* Start *

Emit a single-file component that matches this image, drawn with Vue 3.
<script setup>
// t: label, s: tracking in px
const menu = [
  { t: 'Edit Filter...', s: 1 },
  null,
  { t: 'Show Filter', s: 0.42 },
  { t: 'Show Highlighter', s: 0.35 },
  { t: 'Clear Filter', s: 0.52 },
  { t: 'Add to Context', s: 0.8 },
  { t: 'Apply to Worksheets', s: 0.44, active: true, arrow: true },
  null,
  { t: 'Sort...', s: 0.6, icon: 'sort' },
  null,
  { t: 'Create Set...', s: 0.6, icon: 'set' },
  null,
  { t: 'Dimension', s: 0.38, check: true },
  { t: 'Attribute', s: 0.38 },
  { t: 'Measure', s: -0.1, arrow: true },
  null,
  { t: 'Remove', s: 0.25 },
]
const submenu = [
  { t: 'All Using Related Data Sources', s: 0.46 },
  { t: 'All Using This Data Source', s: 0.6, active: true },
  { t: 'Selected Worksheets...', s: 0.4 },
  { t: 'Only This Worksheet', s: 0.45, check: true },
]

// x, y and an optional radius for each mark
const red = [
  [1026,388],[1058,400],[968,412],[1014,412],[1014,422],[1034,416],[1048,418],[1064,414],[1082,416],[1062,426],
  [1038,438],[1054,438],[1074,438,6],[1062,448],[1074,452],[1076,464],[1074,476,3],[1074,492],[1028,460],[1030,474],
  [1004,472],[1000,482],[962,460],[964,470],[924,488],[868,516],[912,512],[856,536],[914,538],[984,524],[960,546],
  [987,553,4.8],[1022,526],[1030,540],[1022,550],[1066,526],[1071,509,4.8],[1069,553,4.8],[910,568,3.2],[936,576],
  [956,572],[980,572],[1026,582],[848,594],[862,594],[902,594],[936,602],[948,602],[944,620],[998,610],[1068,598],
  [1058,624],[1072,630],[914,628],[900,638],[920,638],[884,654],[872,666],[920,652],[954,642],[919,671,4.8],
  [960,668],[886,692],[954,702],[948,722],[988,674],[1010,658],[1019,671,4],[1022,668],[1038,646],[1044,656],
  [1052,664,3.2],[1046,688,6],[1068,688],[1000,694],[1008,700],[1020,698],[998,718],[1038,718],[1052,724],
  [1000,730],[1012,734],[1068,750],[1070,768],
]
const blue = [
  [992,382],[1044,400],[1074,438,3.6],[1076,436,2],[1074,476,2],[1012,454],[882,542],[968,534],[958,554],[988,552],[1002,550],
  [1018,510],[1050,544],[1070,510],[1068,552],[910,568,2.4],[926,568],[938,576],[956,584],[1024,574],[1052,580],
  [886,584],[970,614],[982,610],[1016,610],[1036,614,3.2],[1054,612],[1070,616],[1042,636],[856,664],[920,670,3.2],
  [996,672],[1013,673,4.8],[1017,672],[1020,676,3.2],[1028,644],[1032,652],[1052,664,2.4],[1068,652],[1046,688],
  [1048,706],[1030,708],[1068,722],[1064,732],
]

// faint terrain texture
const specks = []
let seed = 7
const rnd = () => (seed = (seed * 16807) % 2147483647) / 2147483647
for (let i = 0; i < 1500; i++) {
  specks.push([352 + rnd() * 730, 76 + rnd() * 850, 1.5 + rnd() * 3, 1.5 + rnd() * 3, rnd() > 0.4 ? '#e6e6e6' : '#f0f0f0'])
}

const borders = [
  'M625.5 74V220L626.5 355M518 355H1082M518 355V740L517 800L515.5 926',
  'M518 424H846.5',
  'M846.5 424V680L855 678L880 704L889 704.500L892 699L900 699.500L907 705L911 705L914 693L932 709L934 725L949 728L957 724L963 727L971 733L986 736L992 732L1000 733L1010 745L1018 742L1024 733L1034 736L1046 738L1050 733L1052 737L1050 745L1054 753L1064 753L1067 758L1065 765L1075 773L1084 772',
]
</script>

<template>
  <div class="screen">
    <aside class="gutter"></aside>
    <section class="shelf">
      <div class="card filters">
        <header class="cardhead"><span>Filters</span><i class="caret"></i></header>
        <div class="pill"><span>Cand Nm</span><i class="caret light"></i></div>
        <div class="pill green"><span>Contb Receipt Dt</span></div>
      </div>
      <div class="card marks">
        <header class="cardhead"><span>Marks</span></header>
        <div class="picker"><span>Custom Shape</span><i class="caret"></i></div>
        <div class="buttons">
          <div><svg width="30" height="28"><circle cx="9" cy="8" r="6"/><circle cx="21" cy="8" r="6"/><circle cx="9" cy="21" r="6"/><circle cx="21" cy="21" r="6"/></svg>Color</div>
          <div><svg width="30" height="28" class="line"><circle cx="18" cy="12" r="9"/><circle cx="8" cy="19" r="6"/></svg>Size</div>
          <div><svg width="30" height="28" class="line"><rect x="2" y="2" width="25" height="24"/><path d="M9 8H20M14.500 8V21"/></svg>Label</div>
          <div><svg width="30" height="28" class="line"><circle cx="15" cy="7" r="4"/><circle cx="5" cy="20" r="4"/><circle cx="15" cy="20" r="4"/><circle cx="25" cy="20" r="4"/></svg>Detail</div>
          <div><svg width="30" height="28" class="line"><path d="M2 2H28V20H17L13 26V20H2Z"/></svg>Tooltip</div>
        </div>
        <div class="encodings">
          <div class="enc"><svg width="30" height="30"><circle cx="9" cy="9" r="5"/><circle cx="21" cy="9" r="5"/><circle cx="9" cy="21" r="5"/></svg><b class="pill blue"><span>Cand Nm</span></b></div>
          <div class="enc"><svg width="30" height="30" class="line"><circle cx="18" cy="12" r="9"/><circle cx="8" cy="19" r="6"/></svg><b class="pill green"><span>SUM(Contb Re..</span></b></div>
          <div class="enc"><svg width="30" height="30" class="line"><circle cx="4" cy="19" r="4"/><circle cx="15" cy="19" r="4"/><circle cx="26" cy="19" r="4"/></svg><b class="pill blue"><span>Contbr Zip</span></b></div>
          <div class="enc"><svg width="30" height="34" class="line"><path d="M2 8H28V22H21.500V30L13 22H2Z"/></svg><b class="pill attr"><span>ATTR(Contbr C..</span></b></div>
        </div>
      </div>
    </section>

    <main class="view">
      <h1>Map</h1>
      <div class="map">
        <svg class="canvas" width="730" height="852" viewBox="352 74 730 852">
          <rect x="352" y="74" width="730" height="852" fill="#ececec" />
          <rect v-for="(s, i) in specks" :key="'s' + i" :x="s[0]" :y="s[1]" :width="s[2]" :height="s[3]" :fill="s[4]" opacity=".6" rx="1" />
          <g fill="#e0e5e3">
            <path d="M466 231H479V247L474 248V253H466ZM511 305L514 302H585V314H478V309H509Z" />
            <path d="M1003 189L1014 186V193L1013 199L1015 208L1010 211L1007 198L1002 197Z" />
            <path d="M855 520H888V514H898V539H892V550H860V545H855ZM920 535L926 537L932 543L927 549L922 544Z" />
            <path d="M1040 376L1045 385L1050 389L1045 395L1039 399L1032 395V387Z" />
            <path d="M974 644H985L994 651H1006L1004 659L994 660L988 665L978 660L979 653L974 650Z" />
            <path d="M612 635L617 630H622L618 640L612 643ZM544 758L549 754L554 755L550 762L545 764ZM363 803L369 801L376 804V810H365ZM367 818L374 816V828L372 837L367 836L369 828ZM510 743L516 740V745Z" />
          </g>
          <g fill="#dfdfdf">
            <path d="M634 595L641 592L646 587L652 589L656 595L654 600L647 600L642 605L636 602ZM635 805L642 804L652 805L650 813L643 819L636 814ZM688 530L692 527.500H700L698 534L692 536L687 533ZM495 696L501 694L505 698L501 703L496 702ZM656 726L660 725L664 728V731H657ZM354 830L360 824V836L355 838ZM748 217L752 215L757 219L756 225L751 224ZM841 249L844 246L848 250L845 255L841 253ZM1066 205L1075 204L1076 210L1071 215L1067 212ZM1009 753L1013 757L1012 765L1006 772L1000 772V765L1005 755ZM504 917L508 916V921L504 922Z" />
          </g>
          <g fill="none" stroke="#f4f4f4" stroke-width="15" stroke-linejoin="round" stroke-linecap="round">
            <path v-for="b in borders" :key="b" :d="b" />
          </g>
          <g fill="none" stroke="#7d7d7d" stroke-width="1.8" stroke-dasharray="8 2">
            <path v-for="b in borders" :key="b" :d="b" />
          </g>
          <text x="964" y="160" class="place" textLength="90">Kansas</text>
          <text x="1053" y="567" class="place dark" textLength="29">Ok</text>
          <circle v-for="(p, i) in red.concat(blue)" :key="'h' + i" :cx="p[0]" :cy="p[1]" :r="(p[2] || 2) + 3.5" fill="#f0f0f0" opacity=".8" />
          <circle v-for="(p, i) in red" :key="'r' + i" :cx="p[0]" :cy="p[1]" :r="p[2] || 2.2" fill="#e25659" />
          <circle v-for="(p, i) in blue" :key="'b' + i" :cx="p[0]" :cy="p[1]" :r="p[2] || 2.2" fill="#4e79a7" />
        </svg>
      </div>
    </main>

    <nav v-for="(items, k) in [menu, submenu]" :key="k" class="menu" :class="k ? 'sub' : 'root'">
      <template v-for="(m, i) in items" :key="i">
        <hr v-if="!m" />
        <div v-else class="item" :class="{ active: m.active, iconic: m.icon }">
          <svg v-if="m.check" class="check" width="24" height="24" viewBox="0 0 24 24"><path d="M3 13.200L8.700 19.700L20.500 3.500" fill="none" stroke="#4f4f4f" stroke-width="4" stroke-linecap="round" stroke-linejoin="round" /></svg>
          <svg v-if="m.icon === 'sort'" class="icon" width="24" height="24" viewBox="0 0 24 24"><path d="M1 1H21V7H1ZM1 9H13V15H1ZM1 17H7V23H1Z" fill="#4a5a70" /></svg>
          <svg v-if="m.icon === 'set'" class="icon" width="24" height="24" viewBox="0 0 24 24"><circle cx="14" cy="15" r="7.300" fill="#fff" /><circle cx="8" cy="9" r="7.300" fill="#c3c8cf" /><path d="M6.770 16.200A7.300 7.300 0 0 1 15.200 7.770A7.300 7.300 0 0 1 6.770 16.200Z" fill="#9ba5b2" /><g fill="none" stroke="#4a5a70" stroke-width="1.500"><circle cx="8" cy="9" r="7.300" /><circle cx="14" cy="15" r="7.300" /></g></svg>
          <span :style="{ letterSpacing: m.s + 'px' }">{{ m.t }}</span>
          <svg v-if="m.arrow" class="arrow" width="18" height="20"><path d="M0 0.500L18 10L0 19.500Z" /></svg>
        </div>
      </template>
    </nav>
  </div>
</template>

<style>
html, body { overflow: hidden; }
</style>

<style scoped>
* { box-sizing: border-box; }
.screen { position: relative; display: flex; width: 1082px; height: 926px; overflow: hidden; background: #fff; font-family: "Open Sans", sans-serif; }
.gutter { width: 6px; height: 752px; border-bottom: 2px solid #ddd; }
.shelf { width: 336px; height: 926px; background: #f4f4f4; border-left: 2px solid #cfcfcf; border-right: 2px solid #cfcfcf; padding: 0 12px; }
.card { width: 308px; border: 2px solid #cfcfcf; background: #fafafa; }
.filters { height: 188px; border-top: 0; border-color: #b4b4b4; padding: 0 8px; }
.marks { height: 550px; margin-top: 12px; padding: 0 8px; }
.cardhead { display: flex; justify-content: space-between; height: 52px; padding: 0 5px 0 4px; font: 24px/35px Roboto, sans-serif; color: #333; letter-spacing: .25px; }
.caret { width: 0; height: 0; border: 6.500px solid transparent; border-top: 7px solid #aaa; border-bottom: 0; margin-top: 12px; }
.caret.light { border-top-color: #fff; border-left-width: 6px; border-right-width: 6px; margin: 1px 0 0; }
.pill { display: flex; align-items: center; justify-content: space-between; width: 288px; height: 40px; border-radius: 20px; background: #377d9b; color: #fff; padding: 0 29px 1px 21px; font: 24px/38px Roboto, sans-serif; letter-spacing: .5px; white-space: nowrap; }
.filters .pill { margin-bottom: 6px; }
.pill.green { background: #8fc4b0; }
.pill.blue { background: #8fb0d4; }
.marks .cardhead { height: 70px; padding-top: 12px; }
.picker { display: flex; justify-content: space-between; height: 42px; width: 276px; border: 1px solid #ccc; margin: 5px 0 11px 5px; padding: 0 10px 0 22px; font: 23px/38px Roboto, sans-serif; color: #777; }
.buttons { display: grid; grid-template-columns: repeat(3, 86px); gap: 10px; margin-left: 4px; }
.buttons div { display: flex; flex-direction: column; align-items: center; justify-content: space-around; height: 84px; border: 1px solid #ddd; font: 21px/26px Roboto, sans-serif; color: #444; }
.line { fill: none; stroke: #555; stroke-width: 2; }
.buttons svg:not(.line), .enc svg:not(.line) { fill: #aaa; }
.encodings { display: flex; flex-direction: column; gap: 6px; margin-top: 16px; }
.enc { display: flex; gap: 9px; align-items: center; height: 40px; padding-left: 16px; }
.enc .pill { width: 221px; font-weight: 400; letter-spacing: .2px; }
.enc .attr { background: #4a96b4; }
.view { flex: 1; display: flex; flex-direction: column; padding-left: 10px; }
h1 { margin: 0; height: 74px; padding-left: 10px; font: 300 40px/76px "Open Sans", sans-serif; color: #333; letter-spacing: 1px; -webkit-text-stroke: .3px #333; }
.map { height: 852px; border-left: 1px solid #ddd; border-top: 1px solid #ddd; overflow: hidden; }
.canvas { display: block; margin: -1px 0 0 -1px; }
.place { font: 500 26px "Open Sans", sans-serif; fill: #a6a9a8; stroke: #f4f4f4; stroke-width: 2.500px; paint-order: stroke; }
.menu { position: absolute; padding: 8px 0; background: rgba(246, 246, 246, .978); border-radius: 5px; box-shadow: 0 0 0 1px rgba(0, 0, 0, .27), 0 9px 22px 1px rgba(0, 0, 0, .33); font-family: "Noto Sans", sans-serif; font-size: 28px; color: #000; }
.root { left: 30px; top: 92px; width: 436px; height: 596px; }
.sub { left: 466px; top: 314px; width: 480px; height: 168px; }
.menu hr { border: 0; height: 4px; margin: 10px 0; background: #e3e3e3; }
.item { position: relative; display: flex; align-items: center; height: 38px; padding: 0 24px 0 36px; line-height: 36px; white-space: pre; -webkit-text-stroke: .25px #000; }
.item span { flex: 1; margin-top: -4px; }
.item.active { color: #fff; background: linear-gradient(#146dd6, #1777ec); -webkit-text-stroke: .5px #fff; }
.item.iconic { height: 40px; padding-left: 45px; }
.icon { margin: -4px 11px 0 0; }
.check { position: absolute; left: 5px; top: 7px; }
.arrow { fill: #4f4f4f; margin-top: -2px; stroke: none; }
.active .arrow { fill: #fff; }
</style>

* End *
* Start *

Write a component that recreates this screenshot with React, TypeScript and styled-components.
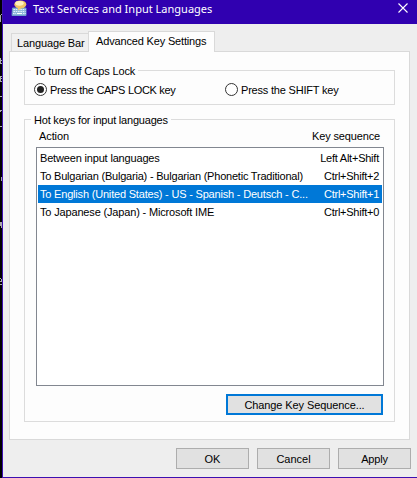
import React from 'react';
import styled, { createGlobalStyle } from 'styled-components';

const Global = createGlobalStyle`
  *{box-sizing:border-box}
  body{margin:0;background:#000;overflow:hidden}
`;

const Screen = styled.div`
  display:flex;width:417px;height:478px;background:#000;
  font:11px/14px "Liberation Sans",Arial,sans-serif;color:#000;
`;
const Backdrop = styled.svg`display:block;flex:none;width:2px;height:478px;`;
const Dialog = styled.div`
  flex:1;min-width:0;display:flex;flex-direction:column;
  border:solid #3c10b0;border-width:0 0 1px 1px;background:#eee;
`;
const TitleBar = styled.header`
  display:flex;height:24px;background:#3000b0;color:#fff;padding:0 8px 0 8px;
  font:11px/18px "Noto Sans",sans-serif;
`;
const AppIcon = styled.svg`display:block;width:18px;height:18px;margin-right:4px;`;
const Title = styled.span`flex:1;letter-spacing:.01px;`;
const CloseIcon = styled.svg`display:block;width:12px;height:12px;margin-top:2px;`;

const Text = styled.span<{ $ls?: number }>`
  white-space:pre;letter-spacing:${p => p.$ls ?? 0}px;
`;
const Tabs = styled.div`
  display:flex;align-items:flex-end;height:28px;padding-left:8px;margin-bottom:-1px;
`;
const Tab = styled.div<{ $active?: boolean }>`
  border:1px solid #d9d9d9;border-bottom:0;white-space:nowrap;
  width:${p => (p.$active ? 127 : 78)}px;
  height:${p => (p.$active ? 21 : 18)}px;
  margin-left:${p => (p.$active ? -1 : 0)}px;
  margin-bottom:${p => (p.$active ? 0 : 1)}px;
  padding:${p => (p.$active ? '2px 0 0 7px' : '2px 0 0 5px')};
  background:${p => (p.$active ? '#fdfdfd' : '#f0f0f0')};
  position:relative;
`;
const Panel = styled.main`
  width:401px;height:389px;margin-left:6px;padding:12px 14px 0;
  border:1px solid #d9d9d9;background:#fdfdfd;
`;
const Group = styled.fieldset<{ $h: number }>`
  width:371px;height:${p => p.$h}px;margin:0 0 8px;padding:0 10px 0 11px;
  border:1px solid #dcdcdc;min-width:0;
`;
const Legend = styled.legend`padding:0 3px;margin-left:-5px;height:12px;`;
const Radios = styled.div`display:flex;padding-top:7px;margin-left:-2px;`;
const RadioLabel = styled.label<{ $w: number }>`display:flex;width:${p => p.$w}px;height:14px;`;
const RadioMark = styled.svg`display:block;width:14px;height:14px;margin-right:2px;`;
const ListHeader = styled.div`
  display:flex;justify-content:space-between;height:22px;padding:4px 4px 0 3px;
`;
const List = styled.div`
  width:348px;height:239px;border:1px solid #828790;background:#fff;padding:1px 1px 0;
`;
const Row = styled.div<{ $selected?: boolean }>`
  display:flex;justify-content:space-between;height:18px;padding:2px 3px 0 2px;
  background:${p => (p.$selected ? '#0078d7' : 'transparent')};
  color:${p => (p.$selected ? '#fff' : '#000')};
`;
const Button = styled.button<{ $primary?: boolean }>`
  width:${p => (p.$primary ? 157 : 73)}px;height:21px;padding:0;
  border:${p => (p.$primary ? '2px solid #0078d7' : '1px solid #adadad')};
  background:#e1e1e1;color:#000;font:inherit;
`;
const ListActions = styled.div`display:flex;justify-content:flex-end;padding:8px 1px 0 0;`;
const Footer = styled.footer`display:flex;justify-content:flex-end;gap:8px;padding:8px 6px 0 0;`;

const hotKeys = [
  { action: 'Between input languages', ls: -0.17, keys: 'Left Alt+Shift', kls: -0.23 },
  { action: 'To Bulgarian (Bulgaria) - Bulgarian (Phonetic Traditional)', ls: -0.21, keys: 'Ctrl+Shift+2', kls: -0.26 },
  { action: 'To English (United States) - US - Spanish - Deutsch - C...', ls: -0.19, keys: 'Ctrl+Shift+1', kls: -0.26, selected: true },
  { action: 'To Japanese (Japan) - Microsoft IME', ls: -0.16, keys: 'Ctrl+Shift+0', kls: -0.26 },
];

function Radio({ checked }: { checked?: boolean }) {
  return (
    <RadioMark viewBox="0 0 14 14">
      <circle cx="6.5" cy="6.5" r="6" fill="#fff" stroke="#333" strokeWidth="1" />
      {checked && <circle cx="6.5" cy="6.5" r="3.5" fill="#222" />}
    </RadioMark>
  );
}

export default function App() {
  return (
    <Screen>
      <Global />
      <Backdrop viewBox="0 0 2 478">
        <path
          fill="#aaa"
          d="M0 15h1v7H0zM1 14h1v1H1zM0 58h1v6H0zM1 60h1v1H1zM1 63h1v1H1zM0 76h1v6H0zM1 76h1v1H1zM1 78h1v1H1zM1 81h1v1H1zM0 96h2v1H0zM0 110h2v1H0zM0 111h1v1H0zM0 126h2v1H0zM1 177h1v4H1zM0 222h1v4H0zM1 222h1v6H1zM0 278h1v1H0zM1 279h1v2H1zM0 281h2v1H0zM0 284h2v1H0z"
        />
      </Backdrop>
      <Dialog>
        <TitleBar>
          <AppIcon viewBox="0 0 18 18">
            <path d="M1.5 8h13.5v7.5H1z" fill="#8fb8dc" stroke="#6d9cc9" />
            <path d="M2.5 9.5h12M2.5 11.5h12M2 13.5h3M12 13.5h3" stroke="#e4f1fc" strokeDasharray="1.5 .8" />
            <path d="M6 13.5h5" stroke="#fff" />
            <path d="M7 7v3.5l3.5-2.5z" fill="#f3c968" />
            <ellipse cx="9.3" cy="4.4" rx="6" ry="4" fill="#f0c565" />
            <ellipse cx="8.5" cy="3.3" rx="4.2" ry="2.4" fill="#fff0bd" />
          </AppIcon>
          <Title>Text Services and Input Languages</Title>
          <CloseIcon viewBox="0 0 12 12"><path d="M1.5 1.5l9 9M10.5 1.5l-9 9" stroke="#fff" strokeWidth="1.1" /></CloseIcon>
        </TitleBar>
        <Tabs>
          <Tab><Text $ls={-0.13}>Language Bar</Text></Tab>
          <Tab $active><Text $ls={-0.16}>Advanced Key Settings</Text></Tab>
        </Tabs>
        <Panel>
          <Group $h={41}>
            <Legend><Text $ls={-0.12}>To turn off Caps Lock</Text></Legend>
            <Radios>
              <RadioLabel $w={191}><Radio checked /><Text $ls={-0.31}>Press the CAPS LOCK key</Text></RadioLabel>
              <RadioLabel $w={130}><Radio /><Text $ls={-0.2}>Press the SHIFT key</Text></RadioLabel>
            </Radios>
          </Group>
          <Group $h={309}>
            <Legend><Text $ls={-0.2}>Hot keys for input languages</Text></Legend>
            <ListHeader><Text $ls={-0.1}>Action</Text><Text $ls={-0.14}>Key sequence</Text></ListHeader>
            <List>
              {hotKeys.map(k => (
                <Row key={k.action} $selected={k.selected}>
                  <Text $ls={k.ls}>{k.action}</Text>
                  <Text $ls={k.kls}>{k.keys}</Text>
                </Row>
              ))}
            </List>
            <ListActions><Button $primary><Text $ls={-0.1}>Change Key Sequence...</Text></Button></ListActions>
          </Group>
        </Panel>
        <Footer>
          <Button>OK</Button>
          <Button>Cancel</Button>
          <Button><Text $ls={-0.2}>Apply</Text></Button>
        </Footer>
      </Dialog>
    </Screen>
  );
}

* End *

- **Instructions to follow**: Track down every line with the word "that" and copy it.

- **Output of the exercise**:
Emit a single-file component that matches this image, drawn with Vue 3.
Write a component that recreates this screenshot with React, TypeScript and styled-components.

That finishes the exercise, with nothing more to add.